Course Description 54

Teaching Self-Advocacy
Nicholas A. Roes, PhD
Course Description:

It’s understandable that treatment professionals might ask clients to abandon their own decision making process and accept the advice of someone trained in helping clients deal with the specific problems that led them to seek treatment. But this can be a very big mistake.

TEACHING SELF-ADVOCACY is designed to help counselors, social workers, and addiction professionals equip their clients for lifelong success. It offers suggestions for helping clients develop, rather than abandon, their own decision making process and their ability to advocate for themselves. This is much more supportive of long-term recovery than blind obedience to someone else’s direction.

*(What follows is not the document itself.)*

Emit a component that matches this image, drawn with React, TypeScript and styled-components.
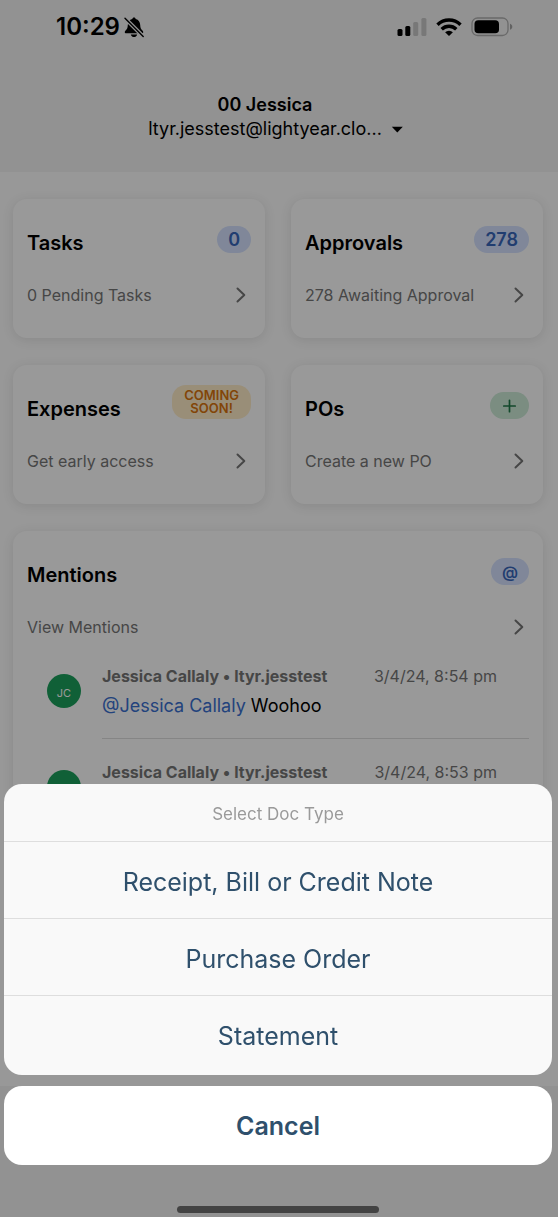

Teaching self-advocacy helps in several ways:

  • It makes return to the problem behavior less likely. Some clients can follow instructions while in our care, but are unable to apply principles of recovery to their post-treatment life. When principles of living and self-advocacy skills are developed in clients, they internalize them. Clients who try to follow an externally imposed set of guidelines are more likely to abandon them.
  • It increases self-efficacy. Clients’ self-esteem gets healthier as they take a bigger role in their own decisions. This helps them from attributing too much of their success to the counselor, builds self-confidence, and makes clients happier.
  • It helps clients handle not only the current presenting problem, but also helps resolve future problems and achieve goals.

Goal: To reduce relapse and promote long-term recovery by training providers in teaching self-advocacy.

This four week course requires 8 hours of work over its duration.